_Input material_.

-.-.-

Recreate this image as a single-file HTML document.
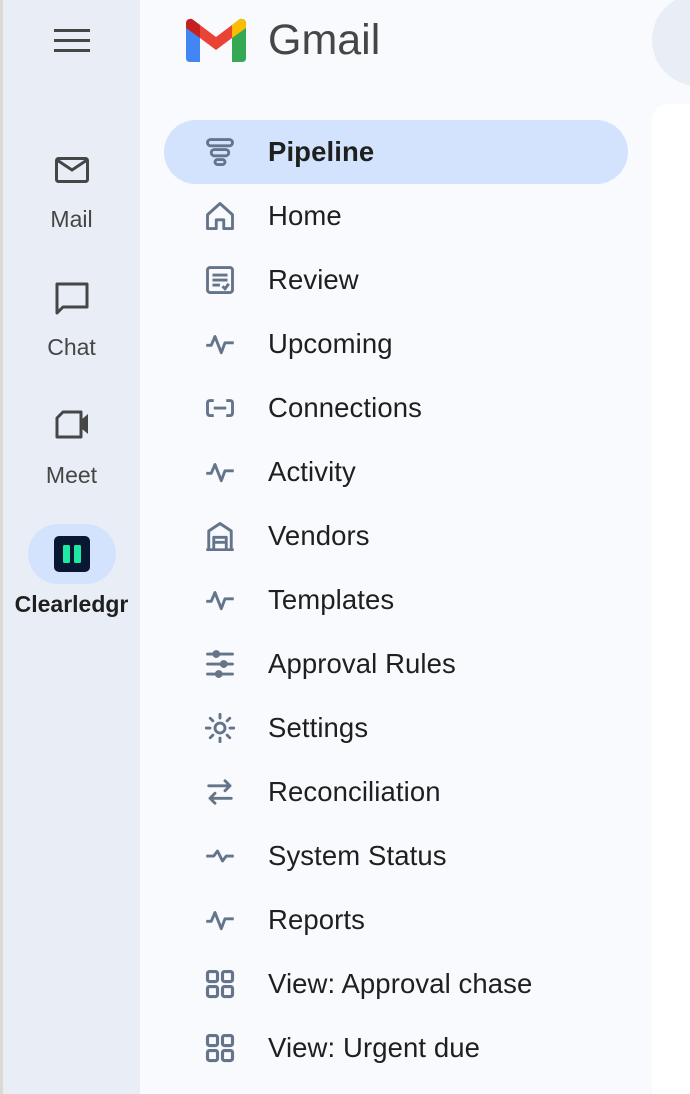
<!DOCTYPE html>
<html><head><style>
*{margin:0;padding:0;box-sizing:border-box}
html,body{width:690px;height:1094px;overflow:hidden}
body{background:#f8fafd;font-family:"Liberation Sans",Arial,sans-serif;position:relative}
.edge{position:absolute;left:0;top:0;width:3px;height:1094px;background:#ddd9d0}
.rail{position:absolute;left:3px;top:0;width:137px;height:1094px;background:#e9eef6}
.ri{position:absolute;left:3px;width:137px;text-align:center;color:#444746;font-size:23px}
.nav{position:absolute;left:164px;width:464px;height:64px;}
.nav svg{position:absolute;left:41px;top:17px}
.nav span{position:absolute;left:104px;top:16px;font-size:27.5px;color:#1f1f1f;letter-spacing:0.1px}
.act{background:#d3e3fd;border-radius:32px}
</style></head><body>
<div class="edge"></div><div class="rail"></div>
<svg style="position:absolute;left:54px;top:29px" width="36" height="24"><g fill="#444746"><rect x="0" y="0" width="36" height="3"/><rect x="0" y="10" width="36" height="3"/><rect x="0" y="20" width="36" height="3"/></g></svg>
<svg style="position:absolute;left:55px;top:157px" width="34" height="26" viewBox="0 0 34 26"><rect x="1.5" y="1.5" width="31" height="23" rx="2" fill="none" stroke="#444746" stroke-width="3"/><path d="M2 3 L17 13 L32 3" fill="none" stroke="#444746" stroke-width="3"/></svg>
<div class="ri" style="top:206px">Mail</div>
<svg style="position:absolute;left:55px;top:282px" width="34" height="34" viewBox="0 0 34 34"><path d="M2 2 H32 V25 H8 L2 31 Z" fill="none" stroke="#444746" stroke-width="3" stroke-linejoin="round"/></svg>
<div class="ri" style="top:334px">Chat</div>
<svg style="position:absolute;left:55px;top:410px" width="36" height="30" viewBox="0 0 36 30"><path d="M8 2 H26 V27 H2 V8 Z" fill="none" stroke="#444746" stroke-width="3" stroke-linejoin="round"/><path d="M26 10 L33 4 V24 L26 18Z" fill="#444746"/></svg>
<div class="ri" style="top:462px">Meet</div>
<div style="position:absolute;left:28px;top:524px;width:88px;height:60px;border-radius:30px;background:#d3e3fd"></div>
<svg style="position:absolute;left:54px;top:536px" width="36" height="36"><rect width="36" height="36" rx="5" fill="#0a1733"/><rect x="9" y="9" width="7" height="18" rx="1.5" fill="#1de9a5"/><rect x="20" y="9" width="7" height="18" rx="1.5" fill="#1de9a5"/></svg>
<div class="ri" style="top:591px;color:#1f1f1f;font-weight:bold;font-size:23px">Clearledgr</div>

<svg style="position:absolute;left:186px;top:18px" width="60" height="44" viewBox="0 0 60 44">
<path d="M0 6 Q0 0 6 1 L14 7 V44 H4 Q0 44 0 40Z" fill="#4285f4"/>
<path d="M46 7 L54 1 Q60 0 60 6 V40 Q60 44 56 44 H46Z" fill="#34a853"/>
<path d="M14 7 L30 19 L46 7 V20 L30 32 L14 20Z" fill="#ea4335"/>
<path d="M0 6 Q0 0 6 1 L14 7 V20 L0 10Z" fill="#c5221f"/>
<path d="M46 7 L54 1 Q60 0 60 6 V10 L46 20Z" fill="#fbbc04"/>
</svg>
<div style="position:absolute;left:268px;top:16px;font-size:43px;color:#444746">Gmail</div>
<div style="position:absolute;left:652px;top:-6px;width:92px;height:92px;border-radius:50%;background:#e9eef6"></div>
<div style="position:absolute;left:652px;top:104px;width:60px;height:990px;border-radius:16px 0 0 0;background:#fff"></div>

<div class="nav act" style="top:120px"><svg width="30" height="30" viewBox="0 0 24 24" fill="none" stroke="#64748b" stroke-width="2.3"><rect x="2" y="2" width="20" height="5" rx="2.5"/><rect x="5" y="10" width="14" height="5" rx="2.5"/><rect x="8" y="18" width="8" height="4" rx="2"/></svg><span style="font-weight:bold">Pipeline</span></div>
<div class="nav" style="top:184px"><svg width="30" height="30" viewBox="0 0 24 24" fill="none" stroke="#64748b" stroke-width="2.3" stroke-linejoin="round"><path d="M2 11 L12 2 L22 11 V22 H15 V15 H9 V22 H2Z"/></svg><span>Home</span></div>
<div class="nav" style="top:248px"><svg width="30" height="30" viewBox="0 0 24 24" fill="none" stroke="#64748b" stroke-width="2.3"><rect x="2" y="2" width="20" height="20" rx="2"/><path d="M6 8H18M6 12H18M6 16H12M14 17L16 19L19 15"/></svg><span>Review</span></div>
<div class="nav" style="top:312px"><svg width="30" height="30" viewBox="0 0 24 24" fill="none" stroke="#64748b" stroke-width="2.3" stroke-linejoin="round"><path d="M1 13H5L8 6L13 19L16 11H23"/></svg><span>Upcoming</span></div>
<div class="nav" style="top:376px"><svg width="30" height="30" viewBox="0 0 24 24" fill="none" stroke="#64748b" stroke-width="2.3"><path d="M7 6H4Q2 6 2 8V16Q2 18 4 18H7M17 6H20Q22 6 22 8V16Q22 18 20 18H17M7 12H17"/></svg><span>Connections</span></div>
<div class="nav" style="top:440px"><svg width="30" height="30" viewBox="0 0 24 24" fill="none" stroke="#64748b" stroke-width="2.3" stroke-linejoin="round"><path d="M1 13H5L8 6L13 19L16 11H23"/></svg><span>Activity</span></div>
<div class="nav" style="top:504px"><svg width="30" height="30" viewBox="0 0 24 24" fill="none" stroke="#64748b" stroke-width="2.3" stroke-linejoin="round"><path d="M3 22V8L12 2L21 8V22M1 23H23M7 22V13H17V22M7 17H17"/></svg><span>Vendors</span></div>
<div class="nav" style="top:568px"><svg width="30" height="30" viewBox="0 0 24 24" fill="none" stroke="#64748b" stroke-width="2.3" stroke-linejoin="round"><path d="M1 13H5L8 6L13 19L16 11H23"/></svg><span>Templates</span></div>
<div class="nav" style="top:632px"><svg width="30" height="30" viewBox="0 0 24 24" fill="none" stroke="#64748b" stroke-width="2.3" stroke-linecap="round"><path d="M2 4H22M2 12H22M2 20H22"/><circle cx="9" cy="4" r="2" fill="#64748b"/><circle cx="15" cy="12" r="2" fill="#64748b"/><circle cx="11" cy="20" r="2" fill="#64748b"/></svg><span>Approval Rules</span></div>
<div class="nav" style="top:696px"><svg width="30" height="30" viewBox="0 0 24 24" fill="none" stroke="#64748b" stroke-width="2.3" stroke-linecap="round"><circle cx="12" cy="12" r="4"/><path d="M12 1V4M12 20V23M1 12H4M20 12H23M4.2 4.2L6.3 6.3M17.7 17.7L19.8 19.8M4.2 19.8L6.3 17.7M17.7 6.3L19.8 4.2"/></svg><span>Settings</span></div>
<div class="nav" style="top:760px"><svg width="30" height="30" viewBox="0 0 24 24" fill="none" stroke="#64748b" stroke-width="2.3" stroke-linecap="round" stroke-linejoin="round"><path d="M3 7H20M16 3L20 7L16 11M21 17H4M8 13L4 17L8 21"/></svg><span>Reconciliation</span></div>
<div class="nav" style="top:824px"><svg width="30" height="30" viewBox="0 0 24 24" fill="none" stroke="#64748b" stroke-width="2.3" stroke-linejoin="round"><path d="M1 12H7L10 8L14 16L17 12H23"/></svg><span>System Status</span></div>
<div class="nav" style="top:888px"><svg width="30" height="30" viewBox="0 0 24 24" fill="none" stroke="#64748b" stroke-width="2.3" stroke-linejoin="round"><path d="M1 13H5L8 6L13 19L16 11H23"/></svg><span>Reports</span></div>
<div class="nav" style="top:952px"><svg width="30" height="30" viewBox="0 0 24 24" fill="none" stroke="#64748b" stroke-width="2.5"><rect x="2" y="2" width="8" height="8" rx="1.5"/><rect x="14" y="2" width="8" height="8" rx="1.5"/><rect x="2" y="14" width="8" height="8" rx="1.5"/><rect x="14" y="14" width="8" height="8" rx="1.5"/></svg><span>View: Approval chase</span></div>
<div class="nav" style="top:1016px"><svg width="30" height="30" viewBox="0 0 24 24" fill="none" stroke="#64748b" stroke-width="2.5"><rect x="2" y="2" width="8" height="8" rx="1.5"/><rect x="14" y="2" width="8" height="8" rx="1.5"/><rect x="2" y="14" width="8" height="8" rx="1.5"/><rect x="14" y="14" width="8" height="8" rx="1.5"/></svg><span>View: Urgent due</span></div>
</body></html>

-.-.-

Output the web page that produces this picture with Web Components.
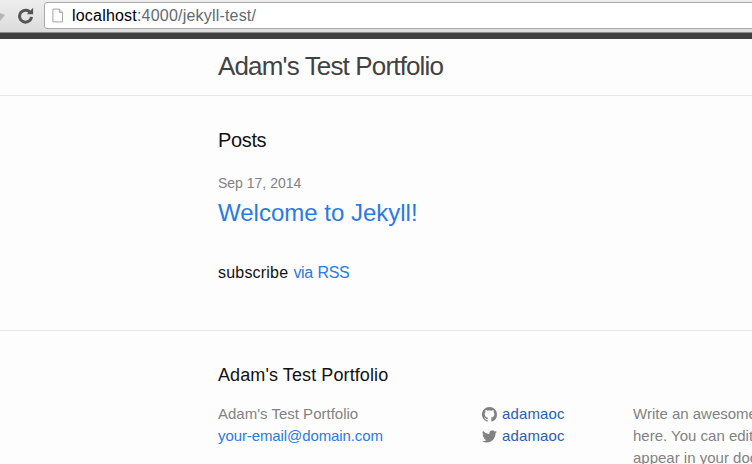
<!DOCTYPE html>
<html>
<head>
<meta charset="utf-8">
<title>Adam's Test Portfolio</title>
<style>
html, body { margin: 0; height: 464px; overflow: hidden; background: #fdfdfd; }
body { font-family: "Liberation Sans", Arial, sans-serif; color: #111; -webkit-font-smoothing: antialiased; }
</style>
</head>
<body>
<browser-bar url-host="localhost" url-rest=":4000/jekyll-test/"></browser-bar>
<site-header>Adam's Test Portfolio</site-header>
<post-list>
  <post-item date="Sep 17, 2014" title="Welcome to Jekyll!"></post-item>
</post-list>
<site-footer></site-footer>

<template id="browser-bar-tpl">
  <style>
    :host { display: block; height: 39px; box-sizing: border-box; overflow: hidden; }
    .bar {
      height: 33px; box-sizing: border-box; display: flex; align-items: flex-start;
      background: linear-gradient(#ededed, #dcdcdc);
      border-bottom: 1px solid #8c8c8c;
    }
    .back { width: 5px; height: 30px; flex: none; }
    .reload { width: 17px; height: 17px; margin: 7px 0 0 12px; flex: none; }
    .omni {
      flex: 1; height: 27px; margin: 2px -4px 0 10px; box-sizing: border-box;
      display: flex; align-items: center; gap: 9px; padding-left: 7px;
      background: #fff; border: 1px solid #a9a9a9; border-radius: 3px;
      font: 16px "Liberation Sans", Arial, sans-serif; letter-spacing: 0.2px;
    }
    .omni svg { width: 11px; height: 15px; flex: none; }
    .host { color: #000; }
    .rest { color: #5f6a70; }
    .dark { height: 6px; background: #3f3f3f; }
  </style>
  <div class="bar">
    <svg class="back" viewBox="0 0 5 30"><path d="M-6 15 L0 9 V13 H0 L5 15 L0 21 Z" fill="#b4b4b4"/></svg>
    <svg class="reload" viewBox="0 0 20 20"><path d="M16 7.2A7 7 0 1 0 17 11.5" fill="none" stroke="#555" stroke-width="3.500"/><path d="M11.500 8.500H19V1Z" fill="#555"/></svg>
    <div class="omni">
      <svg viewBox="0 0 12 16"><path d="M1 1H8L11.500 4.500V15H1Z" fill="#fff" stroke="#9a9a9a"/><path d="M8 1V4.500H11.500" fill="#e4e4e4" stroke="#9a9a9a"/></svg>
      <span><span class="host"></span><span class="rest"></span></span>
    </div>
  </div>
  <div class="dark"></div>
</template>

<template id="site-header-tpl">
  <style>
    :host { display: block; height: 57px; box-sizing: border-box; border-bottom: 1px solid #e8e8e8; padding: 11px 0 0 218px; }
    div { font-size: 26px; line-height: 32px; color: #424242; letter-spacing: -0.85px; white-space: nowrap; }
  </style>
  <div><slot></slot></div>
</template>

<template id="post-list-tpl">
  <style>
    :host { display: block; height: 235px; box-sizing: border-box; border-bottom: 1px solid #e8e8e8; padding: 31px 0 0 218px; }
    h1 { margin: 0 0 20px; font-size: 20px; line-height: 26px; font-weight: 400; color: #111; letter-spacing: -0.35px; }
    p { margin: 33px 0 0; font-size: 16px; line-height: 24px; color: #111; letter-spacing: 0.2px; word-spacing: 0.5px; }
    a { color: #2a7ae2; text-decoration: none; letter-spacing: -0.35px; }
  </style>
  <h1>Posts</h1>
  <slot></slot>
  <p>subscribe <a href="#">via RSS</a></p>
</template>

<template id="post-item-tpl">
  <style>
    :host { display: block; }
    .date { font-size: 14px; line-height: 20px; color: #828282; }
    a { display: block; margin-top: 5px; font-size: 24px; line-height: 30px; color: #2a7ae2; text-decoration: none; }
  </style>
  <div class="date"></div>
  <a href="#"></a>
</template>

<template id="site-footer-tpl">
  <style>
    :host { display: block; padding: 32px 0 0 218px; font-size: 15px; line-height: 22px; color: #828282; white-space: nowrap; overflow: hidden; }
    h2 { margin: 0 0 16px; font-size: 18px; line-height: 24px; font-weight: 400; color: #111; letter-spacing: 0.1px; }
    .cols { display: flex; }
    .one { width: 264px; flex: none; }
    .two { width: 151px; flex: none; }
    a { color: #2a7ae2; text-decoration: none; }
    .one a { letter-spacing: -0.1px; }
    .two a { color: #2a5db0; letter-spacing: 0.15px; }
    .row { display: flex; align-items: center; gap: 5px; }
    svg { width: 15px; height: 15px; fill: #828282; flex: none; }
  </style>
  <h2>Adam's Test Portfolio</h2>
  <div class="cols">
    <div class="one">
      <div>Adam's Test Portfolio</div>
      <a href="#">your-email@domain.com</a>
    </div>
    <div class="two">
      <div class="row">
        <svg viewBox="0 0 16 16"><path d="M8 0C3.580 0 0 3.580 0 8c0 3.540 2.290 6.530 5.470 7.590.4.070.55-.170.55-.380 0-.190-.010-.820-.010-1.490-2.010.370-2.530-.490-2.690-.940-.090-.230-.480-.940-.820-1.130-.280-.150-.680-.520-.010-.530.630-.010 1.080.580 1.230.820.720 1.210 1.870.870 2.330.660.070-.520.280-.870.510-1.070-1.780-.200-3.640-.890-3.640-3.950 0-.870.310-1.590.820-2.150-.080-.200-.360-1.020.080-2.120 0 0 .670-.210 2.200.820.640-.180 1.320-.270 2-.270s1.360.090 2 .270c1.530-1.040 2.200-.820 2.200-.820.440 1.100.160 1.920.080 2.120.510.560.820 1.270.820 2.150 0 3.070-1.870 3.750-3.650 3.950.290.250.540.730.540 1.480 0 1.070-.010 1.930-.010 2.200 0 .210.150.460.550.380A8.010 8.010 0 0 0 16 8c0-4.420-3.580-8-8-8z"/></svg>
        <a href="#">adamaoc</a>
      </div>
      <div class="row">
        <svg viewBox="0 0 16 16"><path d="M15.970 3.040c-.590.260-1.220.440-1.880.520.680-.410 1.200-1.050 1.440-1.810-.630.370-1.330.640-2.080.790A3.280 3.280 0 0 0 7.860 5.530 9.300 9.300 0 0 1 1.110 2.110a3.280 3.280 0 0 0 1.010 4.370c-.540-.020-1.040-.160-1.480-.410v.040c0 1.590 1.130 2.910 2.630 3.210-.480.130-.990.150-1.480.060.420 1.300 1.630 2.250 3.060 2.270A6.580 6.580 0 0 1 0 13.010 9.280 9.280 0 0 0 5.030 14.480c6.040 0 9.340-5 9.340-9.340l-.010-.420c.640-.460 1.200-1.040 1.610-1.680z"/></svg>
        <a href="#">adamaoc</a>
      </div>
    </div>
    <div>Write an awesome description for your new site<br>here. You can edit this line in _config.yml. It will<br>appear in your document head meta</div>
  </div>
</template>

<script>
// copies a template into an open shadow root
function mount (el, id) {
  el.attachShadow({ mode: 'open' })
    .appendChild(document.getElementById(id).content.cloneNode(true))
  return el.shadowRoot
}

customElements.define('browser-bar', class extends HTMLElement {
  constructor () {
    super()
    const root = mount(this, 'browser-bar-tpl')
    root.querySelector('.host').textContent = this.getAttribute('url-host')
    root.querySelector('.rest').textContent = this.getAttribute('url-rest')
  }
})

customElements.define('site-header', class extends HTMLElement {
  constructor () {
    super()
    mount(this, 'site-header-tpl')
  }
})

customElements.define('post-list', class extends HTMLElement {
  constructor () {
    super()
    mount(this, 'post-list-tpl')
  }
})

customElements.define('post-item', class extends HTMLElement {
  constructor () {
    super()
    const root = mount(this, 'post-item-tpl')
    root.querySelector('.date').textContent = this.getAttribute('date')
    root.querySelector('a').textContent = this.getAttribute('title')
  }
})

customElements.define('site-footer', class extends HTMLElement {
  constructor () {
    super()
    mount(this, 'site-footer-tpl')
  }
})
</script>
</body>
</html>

-.-.-

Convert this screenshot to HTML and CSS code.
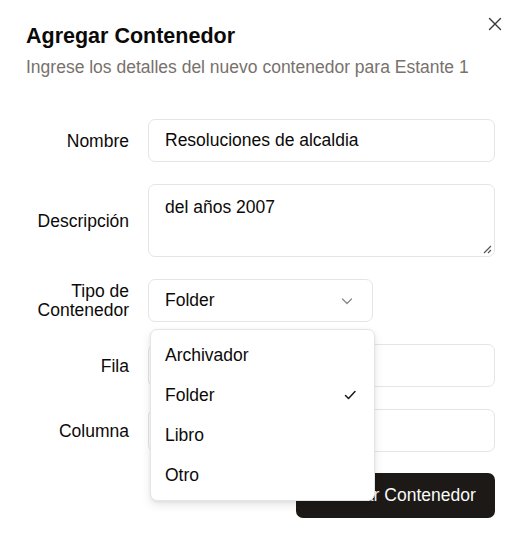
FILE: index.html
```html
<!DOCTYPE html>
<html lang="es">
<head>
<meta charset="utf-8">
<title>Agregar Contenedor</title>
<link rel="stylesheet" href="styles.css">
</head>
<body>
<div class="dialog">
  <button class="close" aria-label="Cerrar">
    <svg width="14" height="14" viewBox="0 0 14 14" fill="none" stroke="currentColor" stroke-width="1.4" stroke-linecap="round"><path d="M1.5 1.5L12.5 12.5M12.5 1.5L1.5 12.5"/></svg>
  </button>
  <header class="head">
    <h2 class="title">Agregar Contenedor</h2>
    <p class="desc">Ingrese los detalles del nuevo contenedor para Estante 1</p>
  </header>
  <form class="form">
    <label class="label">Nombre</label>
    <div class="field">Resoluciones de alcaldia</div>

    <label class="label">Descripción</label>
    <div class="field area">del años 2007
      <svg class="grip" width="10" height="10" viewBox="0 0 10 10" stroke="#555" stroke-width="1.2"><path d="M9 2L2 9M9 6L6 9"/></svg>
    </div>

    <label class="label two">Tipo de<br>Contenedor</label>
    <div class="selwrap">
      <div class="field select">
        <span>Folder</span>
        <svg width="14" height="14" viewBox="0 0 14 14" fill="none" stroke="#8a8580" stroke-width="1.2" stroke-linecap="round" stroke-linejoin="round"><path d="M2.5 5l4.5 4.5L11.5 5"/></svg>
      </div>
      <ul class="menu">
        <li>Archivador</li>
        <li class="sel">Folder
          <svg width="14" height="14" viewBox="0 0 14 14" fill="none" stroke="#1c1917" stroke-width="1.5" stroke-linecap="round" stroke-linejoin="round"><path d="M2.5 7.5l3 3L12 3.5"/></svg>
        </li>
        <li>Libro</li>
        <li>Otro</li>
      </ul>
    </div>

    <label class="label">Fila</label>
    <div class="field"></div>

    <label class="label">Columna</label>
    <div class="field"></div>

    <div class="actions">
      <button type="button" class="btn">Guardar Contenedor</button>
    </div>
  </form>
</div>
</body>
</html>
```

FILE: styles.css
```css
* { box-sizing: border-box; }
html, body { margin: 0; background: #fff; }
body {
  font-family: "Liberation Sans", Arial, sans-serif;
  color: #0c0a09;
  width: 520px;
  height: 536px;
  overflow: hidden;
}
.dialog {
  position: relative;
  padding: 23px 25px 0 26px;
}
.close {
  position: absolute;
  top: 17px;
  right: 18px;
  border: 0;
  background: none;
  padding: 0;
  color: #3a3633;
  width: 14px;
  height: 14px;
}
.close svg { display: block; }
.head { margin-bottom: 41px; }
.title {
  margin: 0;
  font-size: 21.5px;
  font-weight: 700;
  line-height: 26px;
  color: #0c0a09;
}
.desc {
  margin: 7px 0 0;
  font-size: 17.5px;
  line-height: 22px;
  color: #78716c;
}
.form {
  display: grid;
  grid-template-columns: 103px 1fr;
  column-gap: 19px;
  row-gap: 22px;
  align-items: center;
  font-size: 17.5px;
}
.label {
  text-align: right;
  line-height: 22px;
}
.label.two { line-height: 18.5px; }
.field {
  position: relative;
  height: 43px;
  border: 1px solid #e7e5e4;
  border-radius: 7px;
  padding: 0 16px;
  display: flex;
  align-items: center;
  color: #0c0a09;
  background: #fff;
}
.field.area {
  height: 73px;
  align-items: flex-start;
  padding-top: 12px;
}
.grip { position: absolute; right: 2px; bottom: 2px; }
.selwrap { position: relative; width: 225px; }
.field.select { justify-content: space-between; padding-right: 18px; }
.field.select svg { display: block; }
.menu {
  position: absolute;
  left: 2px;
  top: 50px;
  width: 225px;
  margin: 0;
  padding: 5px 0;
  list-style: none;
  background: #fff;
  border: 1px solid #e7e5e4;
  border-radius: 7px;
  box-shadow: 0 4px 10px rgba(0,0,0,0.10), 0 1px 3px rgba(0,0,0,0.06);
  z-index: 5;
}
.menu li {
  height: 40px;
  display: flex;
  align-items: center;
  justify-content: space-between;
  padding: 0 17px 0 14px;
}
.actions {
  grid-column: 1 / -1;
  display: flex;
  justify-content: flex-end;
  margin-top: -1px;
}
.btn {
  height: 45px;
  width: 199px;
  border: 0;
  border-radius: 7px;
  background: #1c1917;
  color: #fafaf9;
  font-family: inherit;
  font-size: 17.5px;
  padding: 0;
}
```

-.-.-

_Requirements_. Check each line above for the string "document", then copy the ones that have it.

_Completed task_.
Recreate this image as a single-file HTML document.
    <div>Write an awesome description for your new site<br>here. You can edit this line in _config.yml. It will<br>appear in your document head meta</div>
    .appendChild(document.getElementById(id).content.cloneNode(true))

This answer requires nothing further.